When I discovered wedding photojournalism, I brought these artistic sensibilities along for the ride. And while they certainly have to be tamed for the market—no one wants weird wedding photos exclusively—the clues are there.
Where do you go for inspiration for you photography?
I find inspiration in the British style of “reportage” wedding photography. It’s measurably more popular there than in Canada, so it’s easier to find exemplary work to browse through. Moving beyond the wedding industry, I’m fascinated by photojournalism in general; whether it’s presented as photo essays or as glimpses of current events (or historical documents thereof), it’s never short on captivating glimpses into the lives of people across the world. Lastly, I’m inspired by cinema. Cinematography was my focus in university, and I have tremendous appreciation for the craft, especially when directors and cinematographers who excel at visual storytelling helm a motion picture.
What are your go-to cameras for a day of shooting?

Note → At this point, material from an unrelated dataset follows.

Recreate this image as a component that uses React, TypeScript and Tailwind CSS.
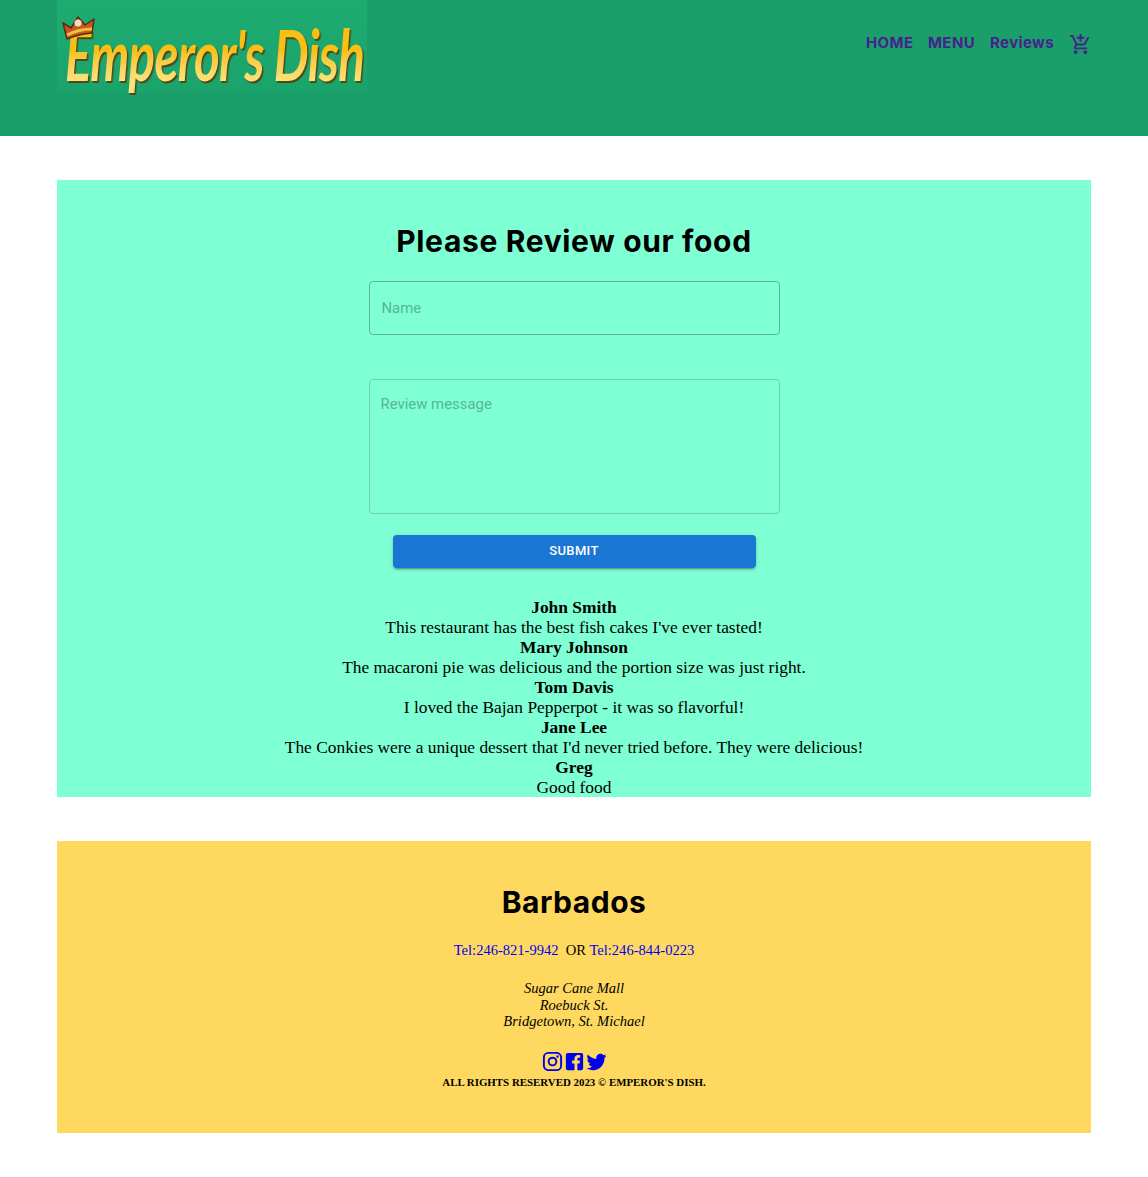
import React from "react";
import { MdOutlineAddShoppingCart } from "react-icons/md";

const reviews = [
  ["John Smith", "This restaurant has the best fish cakes I've ever tasted!"],
  ["Mary Johnson", "The macaroni pie was delicious and the portion size was just right."],
  ["Tom Davis", "I loved the Bajan Pepperpot - it was so flavorful!"],
  ["Jane Lee", "The Conkies were a unique dessert that I'd never tried before. They were delicious!"],
  ["Greg", "Good food"],
];

function Crown() {
  return (
    <svg width="36" height="28" viewBox="0 0 36 28" className="absolute left-[4px] top-[14px] z-10">
      <path d="M2 9 L10 14 L17 3 L24 11 L33 5 L31 19 Q18 20 6 25 Z" fill="#c8571f" stroke="#5a2a10" strokeWidth="1.5" strokeLinejoin="round" />
      <path d="M6 21 Q18 15 31 15" stroke="#f2c13c" strokeWidth="3" fill="none" />
      <circle cx="17" cy="9" r="3.5" fill="#f4dcc0" />
    </svg>
  );
}

function Instagram() {
  return (
    <svg viewBox="0 0 24 24" fill="currentColor" className="w-[23px] h-[23px]">
      <path d="M7.8 2h8.4C19.4 2 22 4.6 22 7.8v8.4a5.8 5.8 0 0 1-5.8 5.8H7.8C4.6 22 2 19.4 2 16.2V7.8A5.8 5.8 0 0 1 7.8 2m-.2 2A3.6 3.6 0 0 0 4 7.6v8.8C4 18.39 5.61 20 7.6 20h8.8a3.6 3.6 0 0 0 3.6-3.6V7.6C20 5.61 18.39 4 16.4 4H7.6m9.65 1.5a1.25 1.25 0 0 1 1.25 1.25A1.25 1.25 0 0 1 17.25 8 1.25 1.25 0 0 1 16 6.75a1.25 1.25 0 0 1 1.25-1.25M12 7a5 5 0 0 1 5 5 5 5 0 0 1-5 5 5 5 0 0 1-5-5 5 5 0 0 1 5-5m0 2a3 3 0 0 0-3 3 3 3 0 0 0 3 3 3 3 0 0 0 3-3 3 3 0 0 0-3-3z" />
    </svg>
  );
}

function Facebook() {
  return (
    <svg viewBox="0 0 24 24" fill="currentColor" className="w-[23px] h-[23px]">
      <path d="M5 3h14a2 2 0 0 1 2 2v14a2 2 0 0 1-2 2h-4v-7h2.3l.4-3H15V9.5c0-.8.2-1.4 1.4-1.4H18V5.4c-.3 0-1.1-.1-2.2-.1-2.2 0-3.8 1.4-3.8 3.9V11H9.5v3H12v7H5a2 2 0 0 1-2-2V5a2 2 0 0 1 2-2z" />
    </svg>
  );
}

function Twitter() {
  return (
    <svg viewBox="0 0 24 24" fill="currentColor" className="w-[23px] h-[23px]">
      <path d="M22.46 6c-.77.35-1.6.58-2.46.69.88-.53 1.56-1.37 1.88-2.38-.83.5-1.75.85-2.72 1.05C18.37 4.5 17.26 4 16 4c-2.35 0-4.27 1.92-4.27 4.29 0 .34.04.67.11.98C8.28 9.09 5.11 7.38 3 4.79c-.37.63-.58 1.37-.58 2.15 0 1.49.75 2.81 1.91 3.56-.71 0-1.37-.2-1.95-.5v.03c0 2.08 1.48 3.82 3.44 4.21a4.22 4.22 0 0 1-1.93.07 4.28 4.28 0 0 0 4 2.98 8.521 8.521 0 0 1-5.33 1.84c-.34 0-.68-.02-1.02-.06C3.44 20.29 5.7 21 8.12 21 16 21 20.33 14.46 20.33 8.79c0-.19 0-.37-.01-.56.84-.6 1.56-1.36 2.14-2.23z" />
    </svg>
  );
}

export default function App() {
  return (
    <div className="bg-white font-['Liberation_Serif',serif] pb-[44px]">
      <header className="h-[136px] bg-[#1a9f6b] px-[57px] flex justify-between items-start">
        <div className="relative w-[310px] h-[92px] bg-gradient-to-b from-[#1eac72] to-[#1ba36c]">
          <Crown />
          <span className="absolute left-[8px] top-[15px] whitespace-nowrap origin-left scale-x-[0.705] text-[70px] leading-[78px] italic font-bold font-['Lato',sans-serif] tracking-[-1px] pr-[8px] bg-gradient-to-b from-[#f9bf14] from-[45%] to-[#ffe27a] to-[85%] bg-clip-text text-transparent [filter:drop-shadow(2px_2px_0_#4a4a1a)]">
            Emperor's Dish
          </span>
        </div>
        <nav className="flex items-center h-[87px] mr-[-1px] text-[#45238c] font-bold text-[15px] tracking-[0.4px] font-['Inter',sans-serif]">
          <a className="w-[48px] mr-[14px] whitespace-nowrap">HOME</a>
          <a className="w-[47px] mr-[15px] whitespace-nowrap">MENU</a>
          <a className="w-[64px] mr-[15px] whitespace-nowrap">Reviews</a>
          <MdOutlineAddShoppingCart className="w-[23px] h-[23px] mt-[2px]" />
        </nav>
      </header>

      <main className="mx-[57px] mt-[44px] h-[617px] bg-[#7fffd4] pt-[43px] flex flex-col items-center overflow-hidden">
        <h1 className="text-[30px] leading-[36px] font-bold text-black tracking-[0.65px] font-['Inter',sans-serif] mb-[22px]">Please Review our food</h1>
        <div className="w-[411px] h-[54px] border border-[#5bb59a] rounded-[4px] px-[12px] pt-[1px] flex items-center text-[14.9px] text-[#58b595] font-['Roboto',sans-serif] shrink-0">
          Name
        </div>
        <div className="w-[411px] h-[135px] mt-[44px] border border-[#6dcfb0] rounded-[4px] px-[11px] py-[14px] text-[14.9px] leading-[20px] text-[#58b595] font-['Roboto',sans-serif] shrink-0">
          Review message
        </div>
        <button className="w-[363px] h-[33px] mt-[21px] bg-[#1976d2] text-white rounded-[4px] text-[13px] font-medium pb-[1px] font-['Roboto',sans-serif] tracking-[0.35px] shadow-[0_3px_1px_-2px_rgba(0,0,0,0.2),0_2px_2px_0_rgba(0,0,0,0.14),0_1px_5px_0_rgba(0,0,0,0.12)] shrink-0">
          SUBMIT
        </button>
        <div className="mt-[29px] text-center text-[17.4px] leading-[20px] text-black">
          {reviews.map(([n, m]) => (
            <div key={n}>
              <div className="font-bold">{n}</div>
              <div>{m}</div>
            </div>
          ))}
        </div>
      </main>

      <footer className="mx-[57px] mt-[44px] h-[292px] bg-[#ffd95f] pt-[43px] flex flex-col items-center text-black">
        <h2 className="text-[30px] leading-[36px] font-bold tracking-[0.5px] font-['Inter',sans-serif]">Barbados</h2>
        <p className="mt-[21px] text-[14.55px] leading-[18px]">
          <a className="text-[#0000ee]">Tel:246-821-9942</a>
          <span>&nbsp; OR </span>
          <a className="text-[#0000ee]">Tel:246-844-0223</a>
        </p>
        <address className="mt-[21px] text-[14.55px] leading-[16.5px] italic text-center">
          <div>Sugar Cane Mall</div>
          <div>Roebuck St.</div>
          <div>Bridgetown, St. Michael</div>
        </address>
        <div className="mt-[20px] ml-[1px] flex items-center -space-x-[1px] text-[#0000ee]">
          <Instagram />
          <Facebook />
          <Twitter />
        </div>
        <p className="mt-[2px] text-[10.9px] leading-[14px] font-bold">ALL RIGHTS RESERVED 2023 © EMPEROR'S DISH.</p>
      </footer>
    </div>
  );
}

I photographed Catherine and Mike’s wedding with Canon cameras and lenses. I’ve since switched to Fujifilm’s system. The cameras are significantly smaller than Canon’s, and this allows me to carry three on my body at all times and still benefit from the reduction in weight. Why three cameras? I’m one of those photographers that prefer fixed focal length lenses. They are more capable in low light conditions and can provide me with better subject isolation by throwing the background out of focus. Unfortunately, they don’t zoom; that’s why I have three cameras with three different lenses that cover my most frequently used focal lengths.